Stored items:
________________________________________
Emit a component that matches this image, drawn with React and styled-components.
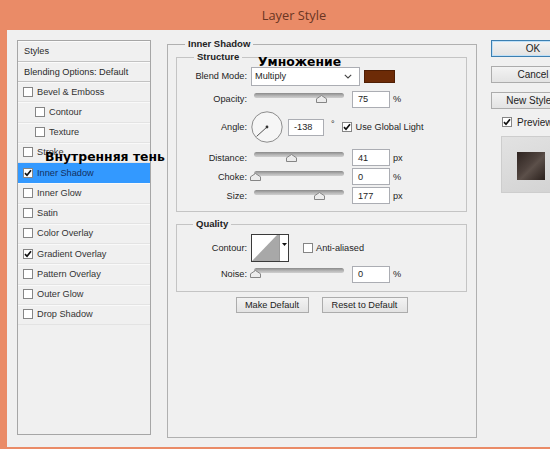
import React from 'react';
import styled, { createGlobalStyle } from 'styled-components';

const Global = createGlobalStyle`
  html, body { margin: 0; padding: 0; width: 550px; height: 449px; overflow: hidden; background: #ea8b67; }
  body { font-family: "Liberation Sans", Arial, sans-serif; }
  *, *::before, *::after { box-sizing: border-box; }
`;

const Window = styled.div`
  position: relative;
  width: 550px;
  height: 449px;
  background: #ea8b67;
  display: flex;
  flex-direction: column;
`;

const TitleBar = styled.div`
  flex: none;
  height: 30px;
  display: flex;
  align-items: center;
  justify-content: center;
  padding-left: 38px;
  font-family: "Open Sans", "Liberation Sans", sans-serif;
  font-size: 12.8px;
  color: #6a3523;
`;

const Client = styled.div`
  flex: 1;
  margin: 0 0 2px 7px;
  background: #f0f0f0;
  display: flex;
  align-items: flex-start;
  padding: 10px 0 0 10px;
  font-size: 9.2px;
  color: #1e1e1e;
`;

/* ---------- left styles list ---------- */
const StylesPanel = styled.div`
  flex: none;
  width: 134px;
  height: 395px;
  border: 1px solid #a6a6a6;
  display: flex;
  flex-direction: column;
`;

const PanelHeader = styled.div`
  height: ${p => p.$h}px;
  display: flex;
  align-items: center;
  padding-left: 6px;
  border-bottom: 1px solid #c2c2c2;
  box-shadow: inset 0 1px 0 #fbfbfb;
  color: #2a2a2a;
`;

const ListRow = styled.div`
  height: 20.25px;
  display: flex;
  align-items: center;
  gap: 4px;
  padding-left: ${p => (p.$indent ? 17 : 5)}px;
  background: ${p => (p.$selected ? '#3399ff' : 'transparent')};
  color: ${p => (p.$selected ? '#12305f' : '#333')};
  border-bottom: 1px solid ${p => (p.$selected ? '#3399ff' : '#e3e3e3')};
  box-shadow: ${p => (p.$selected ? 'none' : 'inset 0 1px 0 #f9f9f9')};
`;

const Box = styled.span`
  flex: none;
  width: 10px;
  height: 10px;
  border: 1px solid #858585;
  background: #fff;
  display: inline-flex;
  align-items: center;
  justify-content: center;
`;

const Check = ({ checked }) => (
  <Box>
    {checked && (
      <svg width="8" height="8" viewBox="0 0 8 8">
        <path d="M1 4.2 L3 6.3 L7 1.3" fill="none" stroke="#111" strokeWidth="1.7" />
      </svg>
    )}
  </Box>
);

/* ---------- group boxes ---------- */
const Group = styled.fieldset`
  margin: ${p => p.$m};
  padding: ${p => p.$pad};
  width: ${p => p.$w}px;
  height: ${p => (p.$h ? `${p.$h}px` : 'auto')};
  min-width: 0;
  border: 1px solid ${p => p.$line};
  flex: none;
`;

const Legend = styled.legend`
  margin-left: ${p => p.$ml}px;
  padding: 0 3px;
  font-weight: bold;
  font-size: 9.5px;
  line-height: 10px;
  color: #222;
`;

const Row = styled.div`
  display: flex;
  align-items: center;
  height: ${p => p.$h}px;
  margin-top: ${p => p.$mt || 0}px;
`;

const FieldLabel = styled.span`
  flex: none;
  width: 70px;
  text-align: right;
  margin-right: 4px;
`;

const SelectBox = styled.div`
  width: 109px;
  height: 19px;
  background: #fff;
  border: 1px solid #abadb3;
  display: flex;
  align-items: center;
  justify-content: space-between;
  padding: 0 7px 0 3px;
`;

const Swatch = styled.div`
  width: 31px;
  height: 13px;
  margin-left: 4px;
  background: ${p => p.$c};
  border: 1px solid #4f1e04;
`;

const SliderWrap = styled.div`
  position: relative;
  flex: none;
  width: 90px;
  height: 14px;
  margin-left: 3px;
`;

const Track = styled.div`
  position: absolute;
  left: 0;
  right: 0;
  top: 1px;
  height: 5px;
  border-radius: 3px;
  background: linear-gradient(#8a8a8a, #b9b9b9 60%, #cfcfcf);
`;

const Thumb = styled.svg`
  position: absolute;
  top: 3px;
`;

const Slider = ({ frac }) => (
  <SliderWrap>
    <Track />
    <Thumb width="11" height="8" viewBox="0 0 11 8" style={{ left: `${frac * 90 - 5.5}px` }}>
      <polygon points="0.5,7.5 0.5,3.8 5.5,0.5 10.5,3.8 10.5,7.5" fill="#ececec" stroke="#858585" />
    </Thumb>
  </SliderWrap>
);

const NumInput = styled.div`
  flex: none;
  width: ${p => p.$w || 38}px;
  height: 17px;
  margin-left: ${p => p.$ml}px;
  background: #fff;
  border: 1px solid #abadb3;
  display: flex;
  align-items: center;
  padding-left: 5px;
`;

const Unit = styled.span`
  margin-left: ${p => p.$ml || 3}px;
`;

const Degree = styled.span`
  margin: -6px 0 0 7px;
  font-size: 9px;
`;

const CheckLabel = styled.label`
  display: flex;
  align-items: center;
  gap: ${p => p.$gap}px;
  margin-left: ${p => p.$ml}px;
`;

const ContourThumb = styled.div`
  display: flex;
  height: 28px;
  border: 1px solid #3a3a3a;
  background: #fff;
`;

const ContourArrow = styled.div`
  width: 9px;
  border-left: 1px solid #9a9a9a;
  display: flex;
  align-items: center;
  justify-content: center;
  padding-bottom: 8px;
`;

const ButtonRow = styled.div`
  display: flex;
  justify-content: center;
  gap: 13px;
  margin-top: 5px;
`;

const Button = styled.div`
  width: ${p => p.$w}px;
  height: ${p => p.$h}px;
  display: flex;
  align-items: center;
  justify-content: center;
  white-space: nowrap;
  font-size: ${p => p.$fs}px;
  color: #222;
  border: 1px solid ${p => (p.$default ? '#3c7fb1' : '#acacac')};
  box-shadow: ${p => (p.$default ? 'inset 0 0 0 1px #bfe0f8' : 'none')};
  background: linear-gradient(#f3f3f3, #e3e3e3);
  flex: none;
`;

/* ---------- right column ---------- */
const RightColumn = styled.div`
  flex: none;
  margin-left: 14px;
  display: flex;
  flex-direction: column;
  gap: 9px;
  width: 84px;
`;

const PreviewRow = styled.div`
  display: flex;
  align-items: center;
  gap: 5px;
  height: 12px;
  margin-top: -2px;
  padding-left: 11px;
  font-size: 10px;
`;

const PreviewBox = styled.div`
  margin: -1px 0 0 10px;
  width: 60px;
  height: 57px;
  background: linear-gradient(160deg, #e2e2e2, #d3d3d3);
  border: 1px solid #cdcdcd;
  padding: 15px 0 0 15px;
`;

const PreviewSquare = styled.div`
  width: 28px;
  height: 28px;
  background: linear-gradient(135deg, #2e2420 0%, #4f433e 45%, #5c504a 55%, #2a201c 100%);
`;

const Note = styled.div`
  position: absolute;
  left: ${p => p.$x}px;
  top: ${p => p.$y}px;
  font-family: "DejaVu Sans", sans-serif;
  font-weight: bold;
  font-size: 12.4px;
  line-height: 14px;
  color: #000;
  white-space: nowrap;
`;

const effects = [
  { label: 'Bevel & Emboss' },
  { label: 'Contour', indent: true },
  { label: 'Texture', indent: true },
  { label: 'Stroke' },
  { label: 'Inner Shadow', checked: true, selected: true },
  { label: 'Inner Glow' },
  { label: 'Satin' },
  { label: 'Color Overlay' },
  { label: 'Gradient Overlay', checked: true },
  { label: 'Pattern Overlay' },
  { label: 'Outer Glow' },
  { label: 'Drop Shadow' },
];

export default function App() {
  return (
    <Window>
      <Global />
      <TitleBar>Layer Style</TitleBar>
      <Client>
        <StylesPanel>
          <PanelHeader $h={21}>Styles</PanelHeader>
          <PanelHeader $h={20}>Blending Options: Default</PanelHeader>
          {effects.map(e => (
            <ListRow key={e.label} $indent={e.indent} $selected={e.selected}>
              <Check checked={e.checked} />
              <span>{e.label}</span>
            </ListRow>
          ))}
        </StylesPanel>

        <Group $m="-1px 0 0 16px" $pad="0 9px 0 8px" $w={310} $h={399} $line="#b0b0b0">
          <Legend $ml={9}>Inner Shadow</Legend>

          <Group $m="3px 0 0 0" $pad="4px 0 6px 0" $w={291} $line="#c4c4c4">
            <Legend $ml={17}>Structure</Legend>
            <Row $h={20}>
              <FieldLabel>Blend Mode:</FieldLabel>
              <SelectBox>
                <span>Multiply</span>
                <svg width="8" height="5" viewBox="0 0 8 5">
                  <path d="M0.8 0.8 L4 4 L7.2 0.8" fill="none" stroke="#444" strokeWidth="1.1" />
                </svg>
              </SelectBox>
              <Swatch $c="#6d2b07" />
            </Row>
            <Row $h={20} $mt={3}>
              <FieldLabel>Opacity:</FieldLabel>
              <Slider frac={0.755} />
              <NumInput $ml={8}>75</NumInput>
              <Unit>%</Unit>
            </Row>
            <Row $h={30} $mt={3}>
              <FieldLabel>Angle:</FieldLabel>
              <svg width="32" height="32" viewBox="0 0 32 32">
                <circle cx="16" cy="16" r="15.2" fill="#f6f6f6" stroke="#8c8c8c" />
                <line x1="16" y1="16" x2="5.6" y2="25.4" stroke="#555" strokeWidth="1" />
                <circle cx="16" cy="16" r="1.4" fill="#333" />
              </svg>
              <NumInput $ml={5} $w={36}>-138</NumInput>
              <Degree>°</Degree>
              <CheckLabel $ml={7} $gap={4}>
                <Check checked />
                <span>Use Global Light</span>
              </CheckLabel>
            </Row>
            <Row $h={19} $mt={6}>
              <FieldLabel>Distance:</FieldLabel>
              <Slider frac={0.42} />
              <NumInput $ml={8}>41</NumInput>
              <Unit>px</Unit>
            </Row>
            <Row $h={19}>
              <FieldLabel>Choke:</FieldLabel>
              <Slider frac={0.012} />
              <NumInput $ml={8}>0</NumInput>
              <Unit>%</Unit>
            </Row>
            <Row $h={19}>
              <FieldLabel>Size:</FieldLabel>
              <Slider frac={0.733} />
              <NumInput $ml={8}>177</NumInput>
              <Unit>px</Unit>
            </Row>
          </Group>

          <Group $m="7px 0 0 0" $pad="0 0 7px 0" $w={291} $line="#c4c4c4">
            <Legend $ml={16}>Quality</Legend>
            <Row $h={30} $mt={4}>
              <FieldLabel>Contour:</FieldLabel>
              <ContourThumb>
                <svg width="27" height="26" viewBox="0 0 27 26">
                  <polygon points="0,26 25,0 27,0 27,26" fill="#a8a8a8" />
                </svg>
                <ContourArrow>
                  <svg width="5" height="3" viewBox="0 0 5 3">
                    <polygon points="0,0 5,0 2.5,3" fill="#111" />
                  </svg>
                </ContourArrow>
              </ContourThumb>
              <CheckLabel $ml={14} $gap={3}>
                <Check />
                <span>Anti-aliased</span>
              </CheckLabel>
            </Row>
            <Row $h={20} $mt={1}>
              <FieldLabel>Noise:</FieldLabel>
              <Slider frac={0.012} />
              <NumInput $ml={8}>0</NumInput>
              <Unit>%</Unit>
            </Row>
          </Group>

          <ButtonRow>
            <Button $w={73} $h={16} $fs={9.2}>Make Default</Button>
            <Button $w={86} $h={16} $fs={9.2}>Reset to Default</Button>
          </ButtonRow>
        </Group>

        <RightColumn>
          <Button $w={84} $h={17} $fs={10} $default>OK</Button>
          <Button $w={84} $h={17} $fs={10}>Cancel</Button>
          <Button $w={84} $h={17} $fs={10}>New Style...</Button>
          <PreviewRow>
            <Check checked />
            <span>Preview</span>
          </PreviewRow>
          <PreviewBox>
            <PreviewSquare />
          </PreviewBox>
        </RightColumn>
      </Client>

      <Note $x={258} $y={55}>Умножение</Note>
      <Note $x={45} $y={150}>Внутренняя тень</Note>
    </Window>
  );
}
________________________________________
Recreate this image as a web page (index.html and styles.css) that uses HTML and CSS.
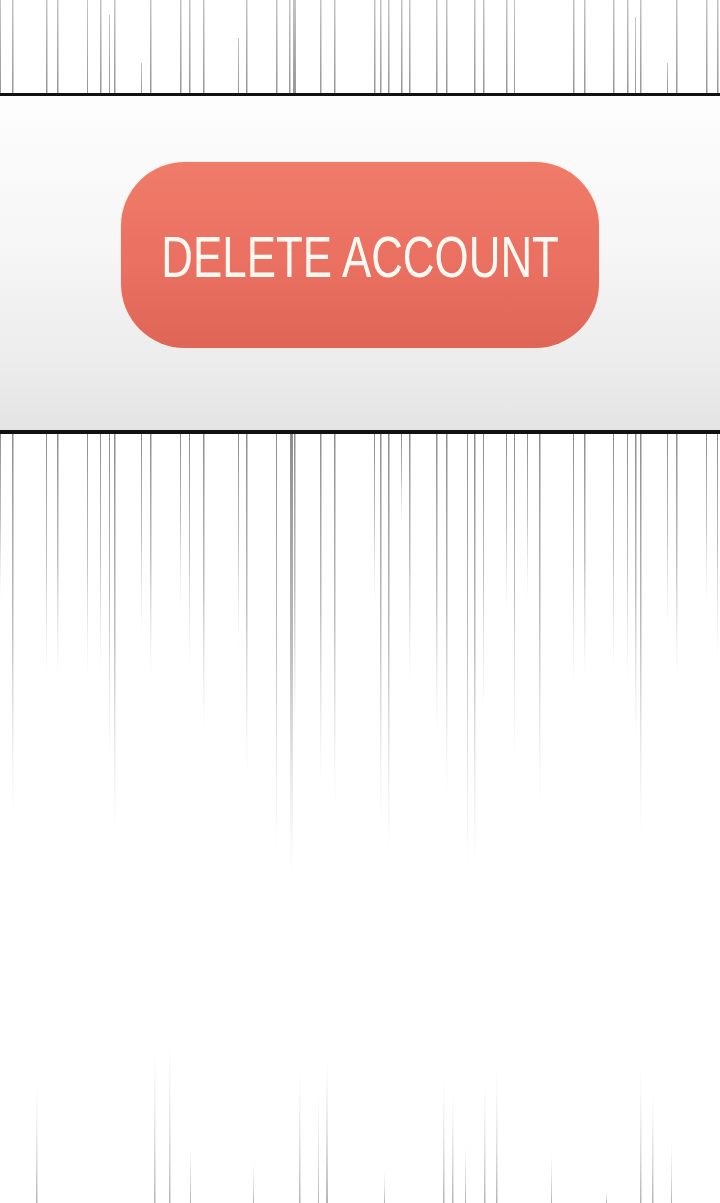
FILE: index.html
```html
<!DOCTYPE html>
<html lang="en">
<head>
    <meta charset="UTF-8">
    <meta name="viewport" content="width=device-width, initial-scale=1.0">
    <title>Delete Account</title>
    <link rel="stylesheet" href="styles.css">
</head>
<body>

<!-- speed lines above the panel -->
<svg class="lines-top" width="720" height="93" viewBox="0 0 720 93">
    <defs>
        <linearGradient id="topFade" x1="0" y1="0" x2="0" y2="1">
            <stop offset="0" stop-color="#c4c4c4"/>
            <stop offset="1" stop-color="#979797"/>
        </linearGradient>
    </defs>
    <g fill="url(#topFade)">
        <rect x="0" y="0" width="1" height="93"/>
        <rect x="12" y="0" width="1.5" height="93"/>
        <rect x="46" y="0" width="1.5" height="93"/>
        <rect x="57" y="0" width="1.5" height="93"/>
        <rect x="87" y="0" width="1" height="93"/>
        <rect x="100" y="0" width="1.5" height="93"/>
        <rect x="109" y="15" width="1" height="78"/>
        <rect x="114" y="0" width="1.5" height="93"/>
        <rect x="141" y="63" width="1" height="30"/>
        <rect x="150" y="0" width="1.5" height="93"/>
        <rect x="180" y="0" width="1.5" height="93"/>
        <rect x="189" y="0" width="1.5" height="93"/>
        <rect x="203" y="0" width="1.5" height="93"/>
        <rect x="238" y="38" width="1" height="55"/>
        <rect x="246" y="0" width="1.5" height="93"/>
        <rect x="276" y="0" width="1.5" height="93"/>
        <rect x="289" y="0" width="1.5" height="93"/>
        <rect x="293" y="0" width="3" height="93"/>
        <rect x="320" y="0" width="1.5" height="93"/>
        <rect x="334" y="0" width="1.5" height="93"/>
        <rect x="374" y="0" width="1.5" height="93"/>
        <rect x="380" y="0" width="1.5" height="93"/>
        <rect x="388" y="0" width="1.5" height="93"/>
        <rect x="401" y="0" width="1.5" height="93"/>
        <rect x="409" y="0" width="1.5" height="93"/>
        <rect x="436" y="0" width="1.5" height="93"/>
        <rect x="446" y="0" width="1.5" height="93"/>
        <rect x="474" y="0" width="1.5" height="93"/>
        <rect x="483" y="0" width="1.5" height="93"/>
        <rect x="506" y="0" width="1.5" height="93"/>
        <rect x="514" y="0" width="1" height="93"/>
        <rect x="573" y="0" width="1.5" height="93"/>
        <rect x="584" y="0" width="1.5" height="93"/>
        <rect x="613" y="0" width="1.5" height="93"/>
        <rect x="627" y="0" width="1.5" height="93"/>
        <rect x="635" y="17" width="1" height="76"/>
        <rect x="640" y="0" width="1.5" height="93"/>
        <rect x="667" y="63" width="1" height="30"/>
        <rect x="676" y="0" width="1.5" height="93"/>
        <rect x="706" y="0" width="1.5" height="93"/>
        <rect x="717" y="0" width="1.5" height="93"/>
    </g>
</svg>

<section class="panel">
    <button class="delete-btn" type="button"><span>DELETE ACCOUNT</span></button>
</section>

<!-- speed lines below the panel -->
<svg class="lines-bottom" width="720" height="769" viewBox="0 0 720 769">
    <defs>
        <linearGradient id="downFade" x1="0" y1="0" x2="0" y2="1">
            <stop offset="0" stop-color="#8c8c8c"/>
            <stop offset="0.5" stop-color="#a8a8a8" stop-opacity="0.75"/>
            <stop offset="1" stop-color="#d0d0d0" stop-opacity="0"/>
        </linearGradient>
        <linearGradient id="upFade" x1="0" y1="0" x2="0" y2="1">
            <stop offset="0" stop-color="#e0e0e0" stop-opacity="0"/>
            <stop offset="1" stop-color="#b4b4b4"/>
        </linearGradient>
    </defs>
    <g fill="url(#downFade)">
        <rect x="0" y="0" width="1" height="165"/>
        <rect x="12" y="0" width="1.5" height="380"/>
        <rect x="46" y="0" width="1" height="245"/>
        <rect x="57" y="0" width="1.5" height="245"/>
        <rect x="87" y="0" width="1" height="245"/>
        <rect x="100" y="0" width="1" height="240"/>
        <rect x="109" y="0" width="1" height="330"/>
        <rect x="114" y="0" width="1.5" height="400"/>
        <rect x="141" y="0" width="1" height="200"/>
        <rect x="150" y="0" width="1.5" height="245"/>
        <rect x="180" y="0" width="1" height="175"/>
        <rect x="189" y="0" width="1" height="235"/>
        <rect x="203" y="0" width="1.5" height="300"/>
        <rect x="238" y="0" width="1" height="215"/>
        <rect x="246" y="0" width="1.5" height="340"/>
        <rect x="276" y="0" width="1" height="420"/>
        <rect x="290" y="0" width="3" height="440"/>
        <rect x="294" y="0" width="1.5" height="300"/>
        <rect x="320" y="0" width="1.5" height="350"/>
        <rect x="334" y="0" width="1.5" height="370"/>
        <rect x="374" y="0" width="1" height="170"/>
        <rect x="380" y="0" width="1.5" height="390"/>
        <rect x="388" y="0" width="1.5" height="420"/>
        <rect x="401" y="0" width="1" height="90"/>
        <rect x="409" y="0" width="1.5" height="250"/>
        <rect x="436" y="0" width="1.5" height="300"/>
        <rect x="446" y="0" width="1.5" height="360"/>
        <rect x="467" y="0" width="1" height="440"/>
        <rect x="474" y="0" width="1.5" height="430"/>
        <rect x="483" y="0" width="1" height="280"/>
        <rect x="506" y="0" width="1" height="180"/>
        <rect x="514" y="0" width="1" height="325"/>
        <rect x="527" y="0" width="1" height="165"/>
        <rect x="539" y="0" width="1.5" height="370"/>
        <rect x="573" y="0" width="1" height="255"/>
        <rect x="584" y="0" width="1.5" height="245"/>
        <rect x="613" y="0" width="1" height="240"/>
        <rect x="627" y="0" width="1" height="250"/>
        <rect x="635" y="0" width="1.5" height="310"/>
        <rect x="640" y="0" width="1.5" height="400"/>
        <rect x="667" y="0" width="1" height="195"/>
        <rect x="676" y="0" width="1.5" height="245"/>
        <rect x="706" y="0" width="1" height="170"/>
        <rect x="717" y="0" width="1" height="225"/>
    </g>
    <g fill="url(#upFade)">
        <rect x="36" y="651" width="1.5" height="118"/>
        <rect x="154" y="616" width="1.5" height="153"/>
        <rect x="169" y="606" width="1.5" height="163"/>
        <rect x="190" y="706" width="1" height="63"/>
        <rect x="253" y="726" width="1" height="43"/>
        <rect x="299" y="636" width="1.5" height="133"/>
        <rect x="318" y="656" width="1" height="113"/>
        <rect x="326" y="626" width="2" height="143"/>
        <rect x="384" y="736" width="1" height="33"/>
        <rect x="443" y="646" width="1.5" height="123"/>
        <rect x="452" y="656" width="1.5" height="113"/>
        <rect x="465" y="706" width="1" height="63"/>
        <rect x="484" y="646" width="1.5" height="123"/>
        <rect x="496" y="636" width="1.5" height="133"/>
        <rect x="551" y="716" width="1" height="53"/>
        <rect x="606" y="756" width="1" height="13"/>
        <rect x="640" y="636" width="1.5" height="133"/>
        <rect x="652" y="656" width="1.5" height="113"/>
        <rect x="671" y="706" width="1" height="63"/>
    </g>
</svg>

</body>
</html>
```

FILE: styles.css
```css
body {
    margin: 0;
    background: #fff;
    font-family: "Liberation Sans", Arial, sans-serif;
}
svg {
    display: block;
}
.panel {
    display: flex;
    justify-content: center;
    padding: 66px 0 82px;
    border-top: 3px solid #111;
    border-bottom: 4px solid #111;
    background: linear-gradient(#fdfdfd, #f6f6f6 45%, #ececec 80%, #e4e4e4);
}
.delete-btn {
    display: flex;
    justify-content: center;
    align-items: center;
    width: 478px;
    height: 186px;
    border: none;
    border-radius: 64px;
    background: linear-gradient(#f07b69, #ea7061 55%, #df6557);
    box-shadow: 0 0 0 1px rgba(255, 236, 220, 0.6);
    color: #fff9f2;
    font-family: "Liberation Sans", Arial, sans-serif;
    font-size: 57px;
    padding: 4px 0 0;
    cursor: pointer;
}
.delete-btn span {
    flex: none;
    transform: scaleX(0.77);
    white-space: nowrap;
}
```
________________________________________
> Task to carry out
Which lines above contain the word "components"? Copy each of them.

> Result of the task
Emit a component that matches this image, drawn with React and styled-components.
import styled, { createGlobalStyle } from 'styled-components';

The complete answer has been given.